Spencer’s people have been making calls to LSU officials trying to arrange a visit to Baton Rouge, Alexander said.

“He’s not welcome,” he said.

LSU's rejection follows similar decisions on campuses across the country, including Texas A&M and the University of Florida, which have both canceled his campus speaking events in recent days.

Spencer is president of the National Policy Institute, a white nationalist group based in Virginia. The group defines itself as being "dedicated to the heritage, identity, and future of people of European descent in the United States, and around the world." Calls to the group were not returned.

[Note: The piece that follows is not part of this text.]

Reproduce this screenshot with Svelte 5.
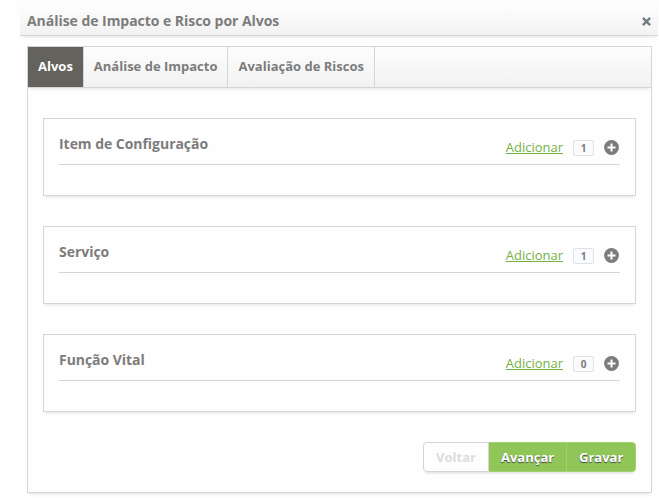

Spencer attended a demonstration at the University of Virginia, where torch-bearing protesters rallied against Charlottesville’s decision to remove a statue of Confederate General Robert E. Lee from a local park. The event set off clashes that culminated with a self-identified white supremacist driving into a group of protesters demonstrating against the “Unite the Right” rally on Saturday. The driver, James Alex Fields Jr., of Ohio, has been charged with second-degree murder and other counts after Heather Heyer, 32, was killed and 19 others were injured.

Alexander said he’s worried about the tone and divisiveness of Spencer’s rhetoric. "He has sparked violence elsewhere," Alexander said, standing not far from LSU's Free Speech Alley, where in the early 1970s David Duke, a white nationalist who represented parts of Metairie three decades ago, would give racially inflammatory speeches.

LSU's campus is dotted with reminders of the Confederacy, with residence halls bearing the names of Confederate Army generals PGT Beauregard and Kirby Smith, and a prominent street named for Confederate naval officer Raphael Semmes.

Other Southeastern Conference schools also have been trying to keep Spencer off their campuses.

The University of Florida, where Spencer was scheduled to speak Sept. 10th, refused Wednesday to rent his group space, also citing security concerns. Spencer's organization on Thursday threatened to file a lawsuit against Florida.

"This decision was made after assessing potential risks with campus, community, state and federal law enforcement officials following violent clashes in Charlottesville, Va., and continued calls online and in social media for similar violence in Gainesville such as those decreeing: "The Next Battlefield is in Florida," University of Florida President W. Kent Fuchs said on Facebook.

Fuchs' decision came after Texas A&M canceled a Spencer speech planned for Sept. 11th. The university said in a statement that none of the 1,200-plus campus organizations had invited the sponsors to put together an event in College Station.

Meanwhile, Michigan State University announced Thursday that its officials also have denied a request by Spencer’s National Policy Institute to rent space on the East Lansing Campus.

Violence broke out in April, leading to arrests, when Spencer spoke at Auburn University’s Foy Hall.